A naive approach would be:

  • Generate all substrings.
  • Check which ones occur more than once.
  • Return the longest one.

However:

  • There are O(n²) substrings.
  • Each comparison can take O(n).
  • Overall complexity: O(n³) — infeasible for large strings (n ≤ 10⁵).

So we need a more optimized approach.


2. Optimized Strategy

We can use Binary Search + Rolling Hash (Rabin-Karp) to achieve nearly O(n log n) performance.

Key Idea

We binary search on the length of the substring, and for each length L:

  • Check if there exists any substring of length L that appears at least twice.
  • If yes → search for longer substrings.
  • If no → search for shorter substrings.

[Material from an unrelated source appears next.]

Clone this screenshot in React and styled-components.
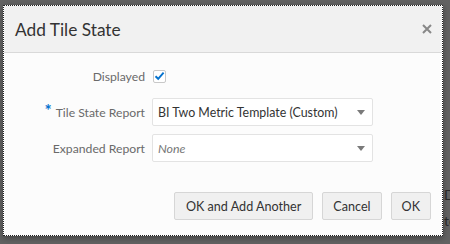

To efficiently check duplicates, we use Rabin-Karp hashing:

  • Compute hash values for all substrings of length L.
  • Store them in a hash set.
  • If a hash collision is found (same hash already exists), it might indicate a duplicate substring.

3. Detailed Algorithm

  1. Binary Search on Substring Length
    • low = 1, high = n - 1
    • While low <= high:
      • Compute mid = (low + high) / 2
      • Check if there’s a duplicate substring of length mid.
      • If found, move low = mid + 1 (try longer substring).
      • Else, move high = mid - 1.
  2. Rabin-Karp Rolling Hash
    • Treat the string as a base-26 number (for lowercase letters).
    • Compute hash for each substring of length L using a sliding window.
    • Maintain a rolling hash by removing the leading character and adding the next.
    • Use modulo arithmetic to prevent overflow.
  3. Return the Longest Valid Substring

Step-by-Step Example

Input: s = "banana"

Binary Search Steps

lowhighmidFound Duplicate?Longest so far
153Yes (“ana”)“ana”
454No“ana”
Stop when low > high

Output: “ana”


Java Code Implementation

import java.util.*;

public class Solution {
    public String longestDupSubstring(String s) {
        int n = s.length();
        int left = 1, right = n - 1;
        String result = "";
        
        // Convert string to integer array for faster hashing
        int[] nums = new int[n];
        for (int i = 0; i < n; i++) {
            nums[i] = s.charAt(i) - 'a';
        }

        long mod = (1L << 32); // Large modulus for hash
        int base = 26; // Since lowercase English letters

        while (left <= right) {
            int mid = left + (right - left) / 2;
            String dup = search(nums, mid, base, mod, s);
            if (!dup.isEmpty()) {
                result = dup; // found a longer duplicate
                left = mid + 1;
            } else {
                right = mid - 1;
            }
        }
        return result;
    }

    private String search(int[] nums, int len, int base, long mod, String s) {
        int n = nums.length;
        long hash = 0;
        for (int i = 0; i < len; i++) {
            hash = (hash * base + nums[i]) % mod;
        }

        HashSet<Long> seen = new HashSet<>();
        seen.add(hash);

        // precompute base^len % mod
        long baseL = 1;
        for (int i = 1; i <= len; i++) {
            baseL = (baseL * base) % mod;
        }

        for (int i = 1; i < n - len + 1; i++) {
            // Rolling hash: remove leading char, add trailing char
            hash = (hash * base - nums[i - 1] * baseL % mod + mod) % mod;
            hash = (hash + nums[i + len - 1]) % mod;
            if (seen.contains(hash)) {
                return s.substring(i, i + len);
            }
            seen.add(hash);
        }
        return "";
    }
}

Code Explanation

  • nums array: Converts each character into an integer (0–25).
  • mod value: Prevents overflow in hash computations.
  • search() method:
    • Calculates rolling hash for substrings of a given length len.
    • Uses a HashSet to detect duplicates efficiently.
  • Binary Search: Adjusts substring length based on whether a duplicate exists.

Time and Space Complexity

ComplexityDescription
Time ComplexityO(n log n) — Binary search over substring length with O(n) hash checks
Space ComplexityO(n) — To store hash values and intermediate computations

Edge Cases

  1. All unique characters: "abcd" → returns "".
  2. All same characters: "aaaaa" → returns "aaaa".
  3. Very long input (10⁵ length): Works efficiently due to binary search.

Key Takeaways

  • Combining binary search with rolling hash (Rabin-Karp) is a powerful technique for substring problems.
  • We avoid comparing actual substrings directly — instead, we compare hash values for efficiency.
  • Be careful with hash collisions and overflow handling.
  • The problem illustrates how mathematical hashing + search logic can reduce complex O(n³) problems to O(n log n).